(Directions for this task): In the lines below, output everything from the first line through the line containing "const [mode] = useState('master')" exactly as it is. Pictures are not part of the output.

--- START OF Given material ---

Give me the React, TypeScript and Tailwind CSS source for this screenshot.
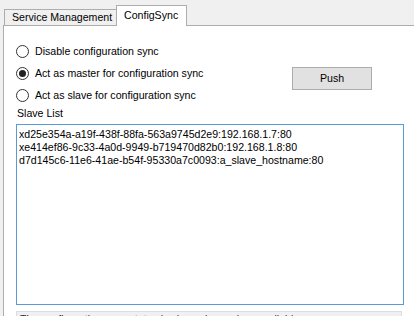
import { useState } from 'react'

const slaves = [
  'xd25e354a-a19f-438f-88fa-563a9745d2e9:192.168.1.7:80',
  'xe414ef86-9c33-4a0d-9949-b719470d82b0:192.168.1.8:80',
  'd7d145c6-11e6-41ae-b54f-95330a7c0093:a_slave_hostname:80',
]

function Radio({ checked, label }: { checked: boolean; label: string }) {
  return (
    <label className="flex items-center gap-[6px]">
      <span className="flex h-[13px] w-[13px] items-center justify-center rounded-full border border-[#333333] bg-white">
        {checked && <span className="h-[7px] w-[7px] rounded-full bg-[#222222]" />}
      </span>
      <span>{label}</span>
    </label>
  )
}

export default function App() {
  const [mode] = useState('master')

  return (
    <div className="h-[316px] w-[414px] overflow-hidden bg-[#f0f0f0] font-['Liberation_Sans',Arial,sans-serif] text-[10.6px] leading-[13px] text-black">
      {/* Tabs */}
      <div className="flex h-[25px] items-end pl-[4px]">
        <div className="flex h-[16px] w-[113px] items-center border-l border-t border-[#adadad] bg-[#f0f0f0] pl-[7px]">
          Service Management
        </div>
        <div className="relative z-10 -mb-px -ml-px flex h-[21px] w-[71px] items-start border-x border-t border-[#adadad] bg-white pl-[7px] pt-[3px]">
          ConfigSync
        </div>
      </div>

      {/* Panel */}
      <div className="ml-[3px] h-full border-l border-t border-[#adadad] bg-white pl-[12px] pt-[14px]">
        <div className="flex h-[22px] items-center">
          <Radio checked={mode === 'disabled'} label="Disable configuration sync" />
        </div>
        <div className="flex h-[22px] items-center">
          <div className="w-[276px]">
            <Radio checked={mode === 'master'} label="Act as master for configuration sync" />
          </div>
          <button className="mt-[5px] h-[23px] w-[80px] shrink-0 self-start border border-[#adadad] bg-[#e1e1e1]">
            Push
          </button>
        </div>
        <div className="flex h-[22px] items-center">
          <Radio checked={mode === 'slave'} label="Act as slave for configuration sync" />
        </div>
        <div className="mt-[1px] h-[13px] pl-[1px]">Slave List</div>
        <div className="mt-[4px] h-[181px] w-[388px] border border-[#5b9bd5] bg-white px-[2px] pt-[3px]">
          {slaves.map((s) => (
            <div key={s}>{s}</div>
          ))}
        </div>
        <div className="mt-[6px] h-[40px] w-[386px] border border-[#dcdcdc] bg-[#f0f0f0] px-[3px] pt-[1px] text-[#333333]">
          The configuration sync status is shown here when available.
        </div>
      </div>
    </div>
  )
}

--- END OF Given material ---

(Answer to the task):
Give me the React, TypeScript and Tailwind CSS source for this screenshot.
import { useState } from 'react'

const slaves = [
  'xd25e354a-a19f-438f-88fa-563a9745d2e9:192.168.1.7:80',
  'xe414ef86-9c33-4a0d-9949-b719470d82b0:192.168.1.8:80',
  'd7d145c6-11e6-41ae-b54f-95330a7c0093:a_slave_hostname:80',
]

function Radio({ checked, label }: { checked: boolean; label: string }) {
  return (
    <label className="flex items-center gap-[6px]">
      <span className="flex h-[13px] w-[13px] items-center justify-center rounded-full border border-[#333333] bg-white">
        {checked && <span className="h-[7px] w-[7px] rounded-full bg-[#222222]" />}
      </span>
      <span>{label}</span>
    </label>
  )
}

export default function App() {
  const [mode] = useState('master')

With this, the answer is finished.